In the end, the incoming video and augmented reality layer were composited and displayed on a display mounted on the outside of the car.

*Central ribbon dancing on the musical notation bars, controlled by the presence cars*

Let’s play some music

All music was composed by Eddie Alonso and consisted out of different instruments and loops which were composited in layers in Ableton Live.

The initial idea was to use different instruments for detected objects, which could play different notes at different scales. However this became pretty complex and wasn’t sounding like the musical soundtrack we envisioned for this experience.

For the final experience we ended up with only one instrument which was used whenever people were detected, paired with audio loops for other objects (eg fire hydrants, bicycles, traffic lights, stop signs, ...).

Again a special exception was made for cars, trucks and busses. Just like the central ribbon in the visual output, these were controlling the volume of one of the three base tracks for the composition.

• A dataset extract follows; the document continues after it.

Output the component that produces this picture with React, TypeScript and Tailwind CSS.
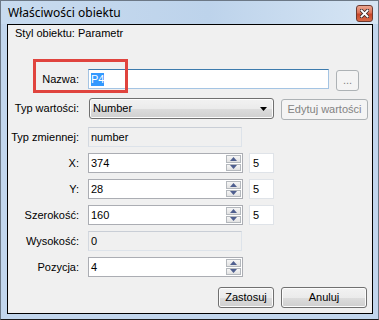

For the instrument attached to people, we laid out some ground rules:

1. The vertical position of a person defines the pitch of a note
2. People positioned at the top of the screen play higher notes
3. All notes should be in the scale of C-Minor

The musical notes being played are based on where an object is detected inside the video. We mapped the height of the video to two octaves, meaning notes could be anything between C2 and B3. Playing all these notes randomly in a composition will sound horrible. To make it more musically, we used the Midi scale effect in Ableton Live. This effect alters the pitch of incoming notes based on a predefined scale map.

*The Scale effect maps all incoming Midi notes to the C Minor scale*

To facilitate all of this we created a Midi controller app which received OSC messages, handled the processing and sending the results to Ableton Live again through Midi and/or OSC.

For this we used ofxMidi by Dan Wilcox and also added a quantizer for incoming notes and controlling playback of audio loops.